So one can have too much of a good thing. Jessica Ruono’s breezy, funny, disquieting, seventy-five-minute production is no quaintly abridged Lamb Tale. Shakespeare has been edited, to such excellent effect that I can’t remember why I ever thought Touchstone was important.*
As You Like It has always been a profoundly disquieting play. First, the title: as you (the plebeian audience) like it. Uncomplicated, pseudo-literary stock-in-trade, colourful, but hopelessly common. One’s delight upon hearing “all the world’s a stage” is (meant to be) troubled: if you like this sort of thing, what does that make you? Second, the play has been regularly staged since 1740 but its early history’s a blank. A royal permission to stage it was granted in 1669; it’s rumoured to have premièred in 1603 in Wiltshire; but there is no record of any actual production before 1723 (and that was an adaptation). Did ‘they’ not like it, then? Thirdly, the play reads like a surrealist prank: half-nightmare, half-comedy, and another improbable half, subtextual symbolical tragedy.
Beginning with a phantasmagorical—inexplicable as well as implacable—hatred between brothers (that eventually includes an attempted burning-alive-in-bed of one by the other), the play passes on to a parallel, physically less grievous but more far-reaching, crime: the Duke himself is a usurper, who banished his elder brother to the Forest of Arden. (Is fraternal discord a literary motif? A crowd-pleasing piquancy? A representation of perfectly ordinary sibling rivalry run amok in one of Shakespeare’s dreams?)
The Duke’s held on to his niece Rosalind—to entertain his own daughter Celia, out of remorse, or as a hostage, depending on whom you ask and how you interpret gestures, glances, unspoken understandings between the characters. Rosalind and Celia are the best of friends—but the imbalance of power between them is a palpable, though contained, irritant. The Duke finally banishes Rosalind, and Celia elects to share her exile instead of parting from her; and the reader recognises how subtle Shakespeare’s appreciation of such an imbalance is. Celia is sincere, not strong but willing to bear adversity; she is admirable as and in herself. Rosalind, dressed as a man, is transformed. Her intelligence, eloquence, and daring are breathtaking; they are also wholly self-sufficient. She does not need—has never needed—Celia; and Celia has always known it.
In the full-length Shakespearean version Touchstone’s inverted wit, paradoxical witlessness, is a foil against which the women’s saner cleverness is whetted and illumined. In Ruono’s version Suzanne Marie (Rosalind) and Stacy Sobieski (Celia) have no prop—or rather, the function of prop/foil is subsumed in Celia’s character. Sobieski plays her part well: she has an excellent sense of comedic timing and her quips, warm, waspish, and cunning, burst juicily into and out of unsuspected crannies in Rosalind’s seemingly uninterruptable, expansive exuberance.
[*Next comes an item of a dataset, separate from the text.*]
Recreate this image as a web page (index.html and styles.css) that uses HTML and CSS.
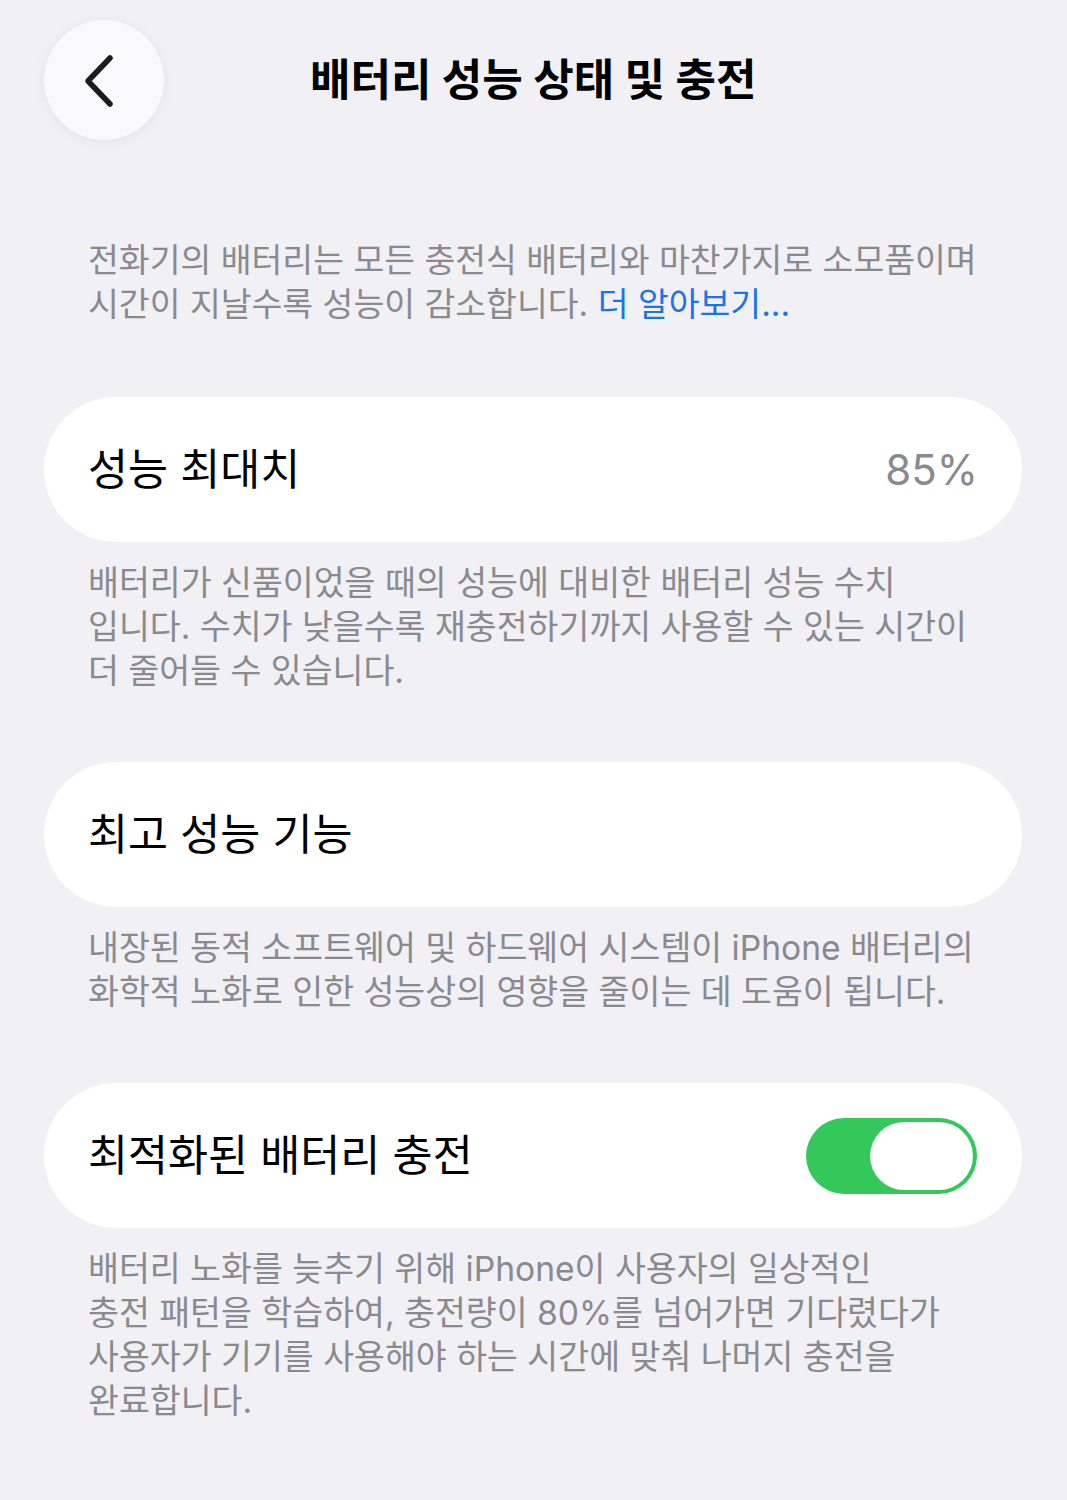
FILE: index.html
```html
<!DOCTYPE html>
<html lang="ko">
<head>
<meta charset="utf-8">
<title>배터리 성능 상태 및 충전</title>
<link rel="stylesheet" href="styles.css">
</head>
<body>
<div class="page">
  <header class="nav">
    <button class="back" aria-label="뒤로">
      <svg width="40" height="60" viewBox="0 0 40 60"><path d="M30 8 L8 31 L30 54" fill="none" stroke="#1c1c1e" stroke-width="5.5" stroke-linecap="round" stroke-linejoin="round"/></svg>
    </button>
    <h1 class="title">배터리 성능 상태 및 충전</h1>
  </header>

  <p class="intro">전화기의 배터리는 모든 충전식 배터리와 마찬가지로 소모품이며<br>시간이 지날수록 성능이 감소합니다. <span class="link">더 알아보기...</span></p>

  <section class="group first">
    <div class="card">
      <span class="label">성능 최대치</span>
      <span class="value">85%</span>
    </div>
    <p class="note">배터리가 신품이었을 때의 성능에 대비한 배터리 성능 수치<br>입니다. 수치가 낮을수록 재충전하기까지 사용할 수 있는 시간이<br>더 줄어들 수 있습니다.</p>
  </section>

  <section class="group">
    <div class="card">
      <span class="label">최고 성능 기능</span>
    </div>
    <p class="note">내장된 동적 소프트웨어 및 하드웨어 시스템이 iPhone 배터리의<br>화학적 노화로 인한 성능상의 영향을 줄이는 데 도움이 됩니다.</p>
  </section>

  <section class="group">
    <div class="card">
      <span class="label">최적화된 배터리 충전</span>
      <span class="toggle"><span class="knob"></span></span>
    </div>
    <p class="note">배터리 노화를 늦추기 위해 iPhone이 사용자의 일상적인<br>충전 패턴을 학습하여, 충전량이 80%를 넘어가면 기다렸다가<br>사용자가 기기를 사용해야 하는 시간에 맞춰 나머지 충전을<br>완료합니다.</p>
  </section>
</div>
</body>
</html>
```

FILE: styles.css
```css
html, body {
  margin: 0;
  padding: 0;
  background: #f0f0f5;
}
body {
  font-family: "Inter", "Noto Sans CJK KR", sans-serif;
  color: #000;
  width: 1067px;
  min-height: 1500px;
}
.page {
  padding: 20px 45px 0 44px;
}
.nav {
  display: flex;
  align-items: center;
  height: 120px;
}
.back {
  width: 120px;
  height: 120px;
  border-radius: 50%;
  border: none;
  background: #f9f9fb;
  box-shadow: 0 2px 14px rgba(0, 0, 0, 0.06);
  display: flex;
  align-items: center;
  justify-content: center;
  padding: 0;
  margin: 0;
  flex-shrink: 0;
}
.back svg {
  margin-left: -8px;
}
.title {
  margin: 0 0 0 146px;
  font-size: 44px;
  font-weight: 700;
  line-height: 1;
  color: #000;
}
.intro {
  margin: 98px 0 0 0;
  padding-left: 44px;
  font-size: 33.5px;
  line-height: 44px;
  color: #8a8a8e;
  white-space: nowrap;
}
.link {
  color: #1a73e8;
}
.group {
  margin-top: 71px;
}
.group + .group {
  margin-top: 69px;
}
.card {
  background: #fff;
  border-radius: 72px;
  height: 145px;
  display: flex;
  align-items: center;
  justify-content: space-between;
  padding: 0 44px;
  box-sizing: border-box;
}
.label {
  font-size: 43.5px;
  line-height: 1;
  color: #000;
}
.value {
  font-size: 42px;
  color: #8a8a8e;
  line-height: 1;
}
.note {
  margin: 19px 0 0 0;
  padding-left: 44px;
  font-size: 33.6px;
  line-height: 44px;
  color: #8a8a8e;
  white-space: nowrap;
}
.toggle {
  width: 171px;
  height: 76px;
  border-radius: 38px;
  background: #34c759;
  display: flex;
  align-items: center;
  justify-content: flex-end;
  padding-right: 4px;
  box-sizing: border-box;
  margin-right: 1px;
}
.knob {
  width: 103px;
  height: 68px;
  border-radius: 34px;
  background: #fff;
}
```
Marie is spectacular. She begins as a profoundly limp figure (querulous as well as physically prostrate) without a hint of latent potential; one cannot concur with Orlando’s tongue-tied love-at-first-sight at all. But the dashing coat that entitles Rosalind to wear the name of “Jove’s own page, Ganymede,” (modestly skirted and buttoned, but slashed up front and back, a cheerful, toothy grin of a baggy pocket at its side) gives her suavity, confidence, grace, and by god it loosens her tongue.
If there is one overarching fault in this production, it is the awkward, over-earnest, stilted enunciation Andrew Venning (playing Jacques), Matthew Howell (as Orlando), and Tom Hartill (Oliver) begin the play with. (Perhaps it was simply a bad-beginning day, though—or else the hesitance is intentional, meant to heighten one’s unease—since Sobieski and Marie were not much better in the first ten minutes.) But then the action takes off: through the steady-running influence of Bonny Davis’s unflappable, melodious articulation in the diverse persons of Amiens, Adam, a proxy for the Duke and other informative messengers; then of the Forest (marked by a gorgeous ghostly, green-lit, glassy lake in the echoing background of the Rose theatre’s extraordinary excavation site dating back to 1587; by a chicken-wire tree in the fore). And Shakespearean speech becomes the natural, inevitable imperative of the drama. And finally, Venning’s Jacques is unimpeachable with the words—but takes himself too seriously—which is absurd until the body of the wounded deer he was mourning is brought on-stage: it is a woman, and on this startling, piercing note, the metaphorical curtain falls.
*The court jester/ motley fool in As You Like It; cut from this production. He’s the only one of Shakespeare’s Fools to marry.